Where there is considerably less agreement is the question of the appropriate role of the federal government in ensuring the mortgage market has adequate sources of liquidity and an adequate ability to absorb credit risk. Why is this credit market different from other markets that appear to operate reasonably well without federally-sponsored liquidity facilities and guarantees? One consideration could be the importance of housing in household finances. Using the Survey of Consumer Finances, we estimate that in 2005 for households with a nonzero net worth, the value of the primary residence as a share of total assets was more than 65 percent for households in the second quartile of net worth, more than 60 percent for households in the third quartile, and more than 40 percent for households between the 75th percentile and the 90th percentile. Another consideration is the perceived externality of homeownership, the widespread view that homeowners make better citizens and stronger communities.

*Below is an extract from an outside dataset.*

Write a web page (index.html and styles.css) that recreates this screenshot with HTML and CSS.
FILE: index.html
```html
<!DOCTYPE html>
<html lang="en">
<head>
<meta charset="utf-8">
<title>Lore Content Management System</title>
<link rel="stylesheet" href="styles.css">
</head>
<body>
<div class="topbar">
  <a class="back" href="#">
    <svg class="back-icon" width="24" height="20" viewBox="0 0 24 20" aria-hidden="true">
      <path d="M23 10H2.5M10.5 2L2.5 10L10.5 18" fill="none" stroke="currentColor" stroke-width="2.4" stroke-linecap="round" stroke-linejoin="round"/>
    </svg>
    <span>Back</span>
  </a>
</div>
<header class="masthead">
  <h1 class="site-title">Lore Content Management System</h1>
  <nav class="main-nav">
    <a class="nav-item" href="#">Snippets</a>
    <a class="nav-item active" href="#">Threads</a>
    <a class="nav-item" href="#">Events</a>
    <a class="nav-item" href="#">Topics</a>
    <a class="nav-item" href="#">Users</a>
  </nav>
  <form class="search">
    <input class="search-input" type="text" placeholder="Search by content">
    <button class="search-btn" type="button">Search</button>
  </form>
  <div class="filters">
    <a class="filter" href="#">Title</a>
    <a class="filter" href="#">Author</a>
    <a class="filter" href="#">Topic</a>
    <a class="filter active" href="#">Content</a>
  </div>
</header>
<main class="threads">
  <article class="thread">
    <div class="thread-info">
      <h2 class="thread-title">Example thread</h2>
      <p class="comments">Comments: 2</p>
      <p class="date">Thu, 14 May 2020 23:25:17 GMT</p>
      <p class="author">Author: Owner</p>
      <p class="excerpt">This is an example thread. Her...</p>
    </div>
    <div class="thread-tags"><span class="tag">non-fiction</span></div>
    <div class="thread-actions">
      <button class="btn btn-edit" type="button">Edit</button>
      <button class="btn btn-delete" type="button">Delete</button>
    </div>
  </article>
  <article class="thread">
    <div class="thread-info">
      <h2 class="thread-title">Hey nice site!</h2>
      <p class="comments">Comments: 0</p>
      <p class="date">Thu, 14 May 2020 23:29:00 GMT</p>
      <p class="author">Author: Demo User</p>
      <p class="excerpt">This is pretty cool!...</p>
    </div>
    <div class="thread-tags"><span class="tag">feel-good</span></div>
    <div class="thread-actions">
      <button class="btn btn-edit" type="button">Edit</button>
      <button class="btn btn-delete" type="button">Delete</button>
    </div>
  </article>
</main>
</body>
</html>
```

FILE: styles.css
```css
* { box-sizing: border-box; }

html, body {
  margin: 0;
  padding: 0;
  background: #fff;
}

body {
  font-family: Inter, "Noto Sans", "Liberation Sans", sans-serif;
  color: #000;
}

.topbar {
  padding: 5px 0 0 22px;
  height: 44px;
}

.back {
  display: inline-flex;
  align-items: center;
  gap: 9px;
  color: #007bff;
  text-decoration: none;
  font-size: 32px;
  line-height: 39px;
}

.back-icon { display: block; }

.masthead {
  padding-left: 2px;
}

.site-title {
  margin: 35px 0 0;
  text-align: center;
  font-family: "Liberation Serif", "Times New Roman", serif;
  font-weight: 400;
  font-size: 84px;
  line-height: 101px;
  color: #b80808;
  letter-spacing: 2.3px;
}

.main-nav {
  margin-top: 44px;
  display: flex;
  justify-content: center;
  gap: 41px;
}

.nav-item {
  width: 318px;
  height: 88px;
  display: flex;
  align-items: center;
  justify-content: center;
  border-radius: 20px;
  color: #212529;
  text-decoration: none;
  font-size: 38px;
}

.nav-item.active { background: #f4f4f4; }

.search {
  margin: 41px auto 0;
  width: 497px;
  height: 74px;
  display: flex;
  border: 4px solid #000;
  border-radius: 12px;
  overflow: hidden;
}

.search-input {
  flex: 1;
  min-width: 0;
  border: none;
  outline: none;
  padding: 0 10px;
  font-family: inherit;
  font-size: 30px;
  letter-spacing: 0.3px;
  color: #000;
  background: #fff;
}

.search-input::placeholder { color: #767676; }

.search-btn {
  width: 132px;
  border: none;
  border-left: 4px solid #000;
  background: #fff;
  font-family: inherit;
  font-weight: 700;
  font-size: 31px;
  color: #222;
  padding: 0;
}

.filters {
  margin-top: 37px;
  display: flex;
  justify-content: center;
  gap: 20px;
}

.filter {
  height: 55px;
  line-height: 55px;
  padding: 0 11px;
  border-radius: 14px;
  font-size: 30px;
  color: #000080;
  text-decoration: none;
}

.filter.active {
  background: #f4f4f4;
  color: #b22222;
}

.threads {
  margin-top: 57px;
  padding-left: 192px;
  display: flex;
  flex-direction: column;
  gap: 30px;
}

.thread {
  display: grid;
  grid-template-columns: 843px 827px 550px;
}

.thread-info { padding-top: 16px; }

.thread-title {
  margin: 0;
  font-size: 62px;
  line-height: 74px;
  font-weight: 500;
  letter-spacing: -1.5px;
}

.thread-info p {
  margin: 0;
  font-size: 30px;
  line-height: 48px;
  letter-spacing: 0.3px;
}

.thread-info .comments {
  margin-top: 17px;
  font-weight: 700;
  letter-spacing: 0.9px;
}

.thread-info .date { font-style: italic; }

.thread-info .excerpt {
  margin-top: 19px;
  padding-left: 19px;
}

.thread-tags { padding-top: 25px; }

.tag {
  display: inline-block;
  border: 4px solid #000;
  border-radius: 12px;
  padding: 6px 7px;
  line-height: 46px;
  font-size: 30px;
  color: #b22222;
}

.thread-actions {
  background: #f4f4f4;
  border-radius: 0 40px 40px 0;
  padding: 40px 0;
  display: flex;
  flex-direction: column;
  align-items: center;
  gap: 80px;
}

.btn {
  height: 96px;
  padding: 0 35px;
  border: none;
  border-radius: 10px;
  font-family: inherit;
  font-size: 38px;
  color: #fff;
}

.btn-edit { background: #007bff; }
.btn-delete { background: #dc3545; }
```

There is a concern that periods of economic volatility or of severe illiquidity in financial markets could have severe short-term consequences for housing. In particular, such events may make it much harder for people to buy and sell homes or obtain a mortgage. In the recent financial crisis, were it not for government support programs, there would have been severe disruptions in the flow of mortgage credit. If these are sufficient concerns, there are various government interventions that could address them. But having the government stand ready to provide liquidity or play the role of “balance sheet of last resort,” does not imply or require an ongoing guarantee on mortgages when markets are operating effectively or during noncrisis periods.
Another area of debate is likely to center on using the housing finance system to promote the availability of credit for low- and moderate-income homeowners and renters. In the past, the many subsidies granted the Enterprises were exchanged for various requirements, including housing goals. Going forward, policymakers may consider alternative approaches to defining and targeting subsidies to achieve public policy objectives. For instance, subsidies intended to support the financing of affordable rental units or to assist first-time homebuyers could be more efficiently targeted through direct payment assistance.

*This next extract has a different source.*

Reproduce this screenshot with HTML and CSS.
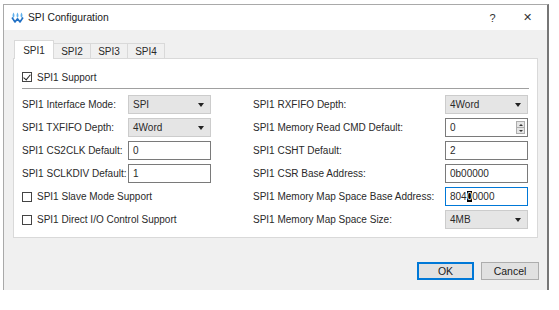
FILE: index.html
```html
<!DOCTYPE html>
<html lang="en">
<head>
    <meta charset="UTF-8">
    <title>SPI Configuration</title>
    <link rel="stylesheet" href="styles.css">
</head>
<body>
    <div class="window">
        <div class="titlebar">
            <svg class="app-icon" width="13" height="11" viewBox="0 0 13 11">
                <path d="M2.5 0.5 C1.2 2.5 1.2 4.5 2.5 6 C3.8 4.5 3.8 2.5 2.5 0.5 Z" fill="#5fb0ec"/>
                <path d="M6.5 0.5 C5.2 2.5 5.2 4.5 6.5 6 C7.8 4.5 7.8 2.5 6.5 0.5 Z" fill="#5fb0ec"/>
                <path d="M10.5 0.5 C9.2 2.5 9.2 4.5 10.5 6 C11.8 4.5 11.8 2.5 10.5 0.5 Z" fill="#5fb0ec"/>
                <path d="M1 5.5 L4 10 L6.5 6.8 L9 10 L12 5.5" fill="none" stroke="#1f6fc4" stroke-width="1.6" stroke-linejoin="round"/>
            </svg>
            <span class="title">SPI Configuration</span>
            <span class="title-btn help">?</span>
            <span class="title-btn close">&#x2715;</span>
        </div>

        <div class="dialog-body">
            <div class="tabs">
                <div class="tab active">SPI1</div>
                <div class="tab">SPI2</div>
                <div class="tab">SPI3</div>
                <div class="tab">SPI4</div>
            </div>

            <div class="panel">
                <label class="check-row">
                    <span class="check checked"></span>SPI1 Support
                </label>
                <div class="separator"></div>

                <div class="columns">
                    <div class="col col-left">
                        <span class="label">SPI1 Interface Mode:</span>
                        <div class="combo">SPI</div>
                        <span class="label">SPI1 TXFIFO Depth:</span>
                        <div class="combo">4Word</div>
                        <span class="label">SPI1 CS2CLK Default:</span>
                        <div class="field">0</div>
                        <span class="label">SPI1 SCLKDIV Default:</span>
                        <div class="field">1</div>
                        <label class="check-row wide">
                            <span class="check"></span>SPI1 Slave Mode Support
                        </label>
                        <label class="check-row wide">
                            <span class="check"></span>SPI1 Direct I/O Control Support
                        </label>
                    </div>

                    <div class="col col-right">
                        <span class="label">SPI1 RXFIFO Depth:</span>
                        <div class="combo">4Word</div>
                        <span class="label">SPI1 Memory Read CMD Default:</span>
                        <div class="field spin">0
                            <span class="spin-btns">
                                <span class="spin-up"></span>
                                <span class="spin-down"></span>
                            </span>
                        </div>
                        <span class="label">SPI1 CSHT Default:</span>
                        <div class="field">2</div>
                        <span class="label">SPI1 CSR Base Address:</span>
                        <div class="field">0b00000</div>
                        <span class="label">SPI1 Memory Map Space Base Address:</span>
                        <div class="field focused">804<span class="caret">0</span>0000</div>
                        <span class="label">SPI1 Memory Map Space Size:</span>
                        <div class="combo">4MB</div>
                    </div>
                </div>
            </div>

            <div class="buttons">
                <button class="btn default">OK</button>
                <button class="btn">Cancel</button>
            </div>
        </div>
    </div>
</body>
</html>
```

FILE: styles.css
```css
* {
    margin: 0;
    padding: 0;
    box-sizing: border-box;
}

body {
    font-family: 'Liberation Sans', Arial, sans-serif;
    font-size: 10px;
    color: #2a2a2a;
    background-color: #ffffff;
}

.window {
    width: 546px;
    height: 286px;
    margin: 4px 0 0 3px;
    border-top: 1px solid #a9a9a9;
    border-left: 1px solid #a9a9a9;
    border-right: 2px solid #767676;
    display: flex;
    flex-direction: column;
}

.titlebar {
    height: 25px;
    background: #ffffff;
    display: flex;
    align-items: center;
    padding-left: 7px;
}

.app-icon {
    margin-right: 4px;
}

.title {
    font-size: 10.3px;
    flex: 1;
    color: #1b1b1b;
}

.title-btn {
    width: 35px;
    text-align: center;
    font-size: 11px;
    color: #333;
}

.help {
    margin-right: 0;
}

.close {
    font-size: 11px;
    margin-right: 2px;
}

.dialog-body {
    flex: 1;
    background: #f0f0f0;
    padding: 10px 8px 10px 9px;
    display: flex;
    flex-direction: column;
}

.tabs {
    display: flex;
    align-items: flex-end;
    height: 18px;
    padding-left: 1px;
}

.tab {
    width: 38px;
    height: 15px;
    border: 1px solid #d9d9d9;
    border-bottom: none;
    margin-left: -1px;
    background: #f0f0f0;
    display: flex;
    align-items: center;
    justify-content: center;
    font-size: 10px;
}

.tab.active {
    width: 40px;
    height: 19px;
    margin-left: 0;
    margin-bottom: -1px;
    background: #ffffff;
    position: relative;
    z-index: 1;
}

.panel {
    height: 180px;
    width: 525px;
    background: #ffffff;
    border: 1px solid #d9d9d9;
    padding: 9px 8px 0 8px;
}

.check-row {
    display: flex;
    align-items: center;
    height: 18px;
}

.check {
    width: 10px;
    height: 10px;
    border: 1px solid #444;
    margin-right: 5px;
    position: relative;
    background: #fff;
}

.check.checked::after {
    content: '';
    position: absolute;
    left: 2px;
    top: 0px;
    width: 3px;
    height: 6px;
    border-right: 1px solid #222;
    border-bottom: 1px solid #222;
    transform: rotate(40deg);
}

.separator {
    height: 1px;
    background: #a0a0a0;
    margin: 2px 0 6px 0;
}

.columns {
    display: flex;
    gap: 42px;
}

.col {
    display: grid;
    grid-auto-rows: 19px;
    row-gap: 4px;
    align-items: center;
}

.col-left {
    grid-template-columns: 106px 83px;
}

.col-right {
    grid-template-columns: 192px 83px;
}

.check-row.wide {
    grid-column: span 2;
    height: 19px;
}

.combo {
    height: 19px;
    background: #e5e5e5;
    border: 1px solid #cccccc;
    padding-left: 4px;
    display: flex;
    align-items: center;
    position: relative;
}

.combo::after {
    content: '';
    position: absolute;
    right: 6px;
    top: 7px;
    border-left: 3.5px solid transparent;
    border-right: 3.5px solid transparent;
    border-top: 4px solid #222;
}

.field {
    height: 19px;
    background: #ffffff;
    border: 1px solid #7a7a7a;
    padding-left: 4px;
    display: flex;
    align-items: center;
    position: relative;
}

.field.focused {
    border-color: #0078d7;
}

.caret {
    background: #000;
    color: #fff;
}

.spin-btns {
    position: absolute;
    right: 2px;
    top: 2px;
    width: 9px;
    height: 13px;
    display: flex;
    flex-direction: column;
    border: 1px solid #adadad;
    background: #e5e5e5;
}

.spin-up, .spin-down {
    flex: 1;
    position: relative;
}

.spin-up {
    border-bottom: 1px solid #adadad;
}

.spin-up::after, .spin-down::after {
    content: '';
    position: absolute;
    left: 1.5px;
    border-left: 2.5px solid transparent;
    border-right: 2.5px solid transparent;
}

.spin-up::after {
    top: 1.5px;
    border-bottom: 2.5px solid #333;
}

.spin-down::after {
    top: 1.5px;
    border-top: 2.5px solid #333;
}

.buttons {
    display: flex;
    justify-content: flex-end;
    gap: 7px;
    margin-top: 24px;
}

.btn {
    width: 58px;
    height: 18px;
    font-family: 'Liberation Sans', Arial, sans-serif;
    font-size: 10.5px;
    color: #1b1b1b;
    background: #e1e1e1;
    border: 1px solid #adadad;
}

.btn.default {
    border: 2px solid #0078d7;
    width: 57px;
}
```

While I am hopeful that policymakers will move quickly to enact legislation for a large-scale restructuring of the housing finance system, in the interim, FHFA will continue to study potential changes in the way the Enterprises do business that may be desirable both to conserve assets and to establish positive market standards. We recently announced a set of prospective improvements in the data submissions of loan sellers that will raise the quality and consistency of key mortgage information and improve the Enterprises’ risk management capabilities. In the coming months, we will consider other initiatives that can provide value to the mortgage financing process now and in the future.
Thank you for the opportunity to speak with you today.